I would certainly argue that there are certain scenes or types of scene in film which are best experienced at the cinema. Scenes which draw you into a film, so that you can’t take your eyes off the screen: think car chases in Bond films, or long, sweeping shots of star ships in science fiction films. Of course you can watch such things on smaller screens at home, but it simply doesn’t do them justice.
I would include the battle sequences in the Lord of the Rings among such scenes. What Peter Jackson did with such moments in his trilogy is truly incredible. You can’t fail to get drawn into the action. Yet to experience everything which is happening on the screen, to appreciate every little detail, surely it is best watched in a cinema, the entire screen dominating your view and the audio filling your ears: you start to feel like you’re actually there.
I saw another trailer for Amazon’s Rings Of Power series earlier today. To be honest I couldn’t make out much: the series looks like it will centre on a character they are referring to as Galadriel, but who, as far as I can make out, bears little resemblance to the Lady of Lorien. I would need to brush up on my Second Age Lore to comment much further though. However, one thing I found noteworthy was the fact that the trailer appeared extremely battle-heavy – there seemed to be quite a lot of action or battle scenes in it, as if the guys at Amazon had assumed that the best way to entice viewers to watch their new show was to include a lot of battle scenes.
If that is so then they have missed the point entirely. The Hobbit and Lord Of The Rings weren’t just about battles: at their core, the books (and films) were about characters like Bilbo, Frodo and Sam, and the journeys they took. The battles were peripheral: they were secondary elements which Jackson opted to emphasise in his adaptations because they would be highly cinematic. He knew how awesome it would look to have a thousand Rohirrim charge across a cinema screen, or to see Ents throwing pieces of Orthanc around.
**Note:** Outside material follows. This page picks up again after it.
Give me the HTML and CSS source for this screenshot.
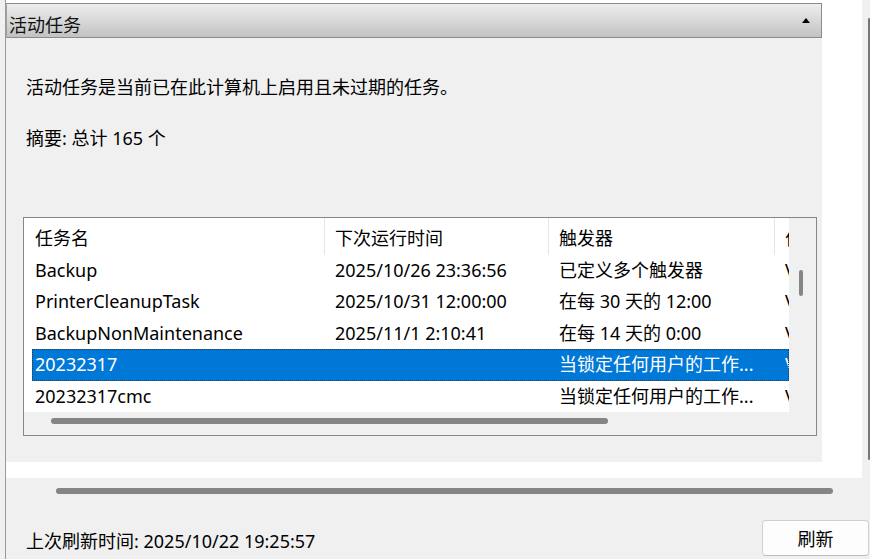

Yet the key term here is ‘cinematic’. Jackson made these films specifically for the cinema, which is why he payed so much attention to things like the battle scenes. They are supposed to be watched in darkened rooms on huge screens. Only there can we appreciate the awesomeness of the battle scenes. The Amazon series, on the other hand, is being created for an online streaming service. It is going to be watched on televisions, computer screens and maybe even mobile phones. On such small-screened devices, viewers just won’t have the same experience.
If the guys at Amazon think the Hobbit and Lord Of The Rings were all about epic battles, and that it was the battle scenes which made the films so successful, then they are gravely, gravely mistaken. They have misread the whole phenomenon. These two stories were about people, not violence; characters overcoming massive barriers, not just two groups of people fighting one another. I fear the tale Amazon now intends to tell will have the most ephemeral relationship with Tolkien’s writing, and just be a blurry, gruesome, violent insult to his work. No doubt it will use the characters and places he invented, but seek to be as commercial as possible, hurling battle scene after battle scene at us in order to keep viewers coming back. Where peter jackson quite successfully adapted two fully-formed works of literature, as I touched upon here, “While Lord of the Rings and The Hobbit are fairly coherent narratives, much of the rest of Tolkien’s work is composed of shorter pieces which, taken together, form a very rich, detailed history of his created world. I fear these will be much more difficult to translate to the screen, small or big, meaning any director or producer will inevitably need to take liberties with the source material. The danger is too many liberties will be taken: Amazon will be dying to capitalize on and emulate the success of the New Line films, so they will stretch Tolkien’s work as far as possible, and possibly too far.”
It now looks like Amazon simply wants to use this fragmentary history simply as a loose basis for a narrative with which it can hurl battle scene after battle scene at us, dropping in the occasional, probably wholly misplaced, reference to Tolkien just so that they can claim it has a link to it. Amazon also seems to desperately want to replicate the aesthetic / mise en scene of the New Line films, yet does not seem to realise that cinema is fundamentally different to streaming. Of course I’m only basing this assessment on a trailer so I could be wrong; yet I am now very concerned that Amazon are simply producing the most commercial, derivative violent pap possible, and trying to tie it to Jackson’s films just to give it a successful springboard. If that is indeed the case, then as someone who has loved Tolkien all his life, I am very concerned indeed.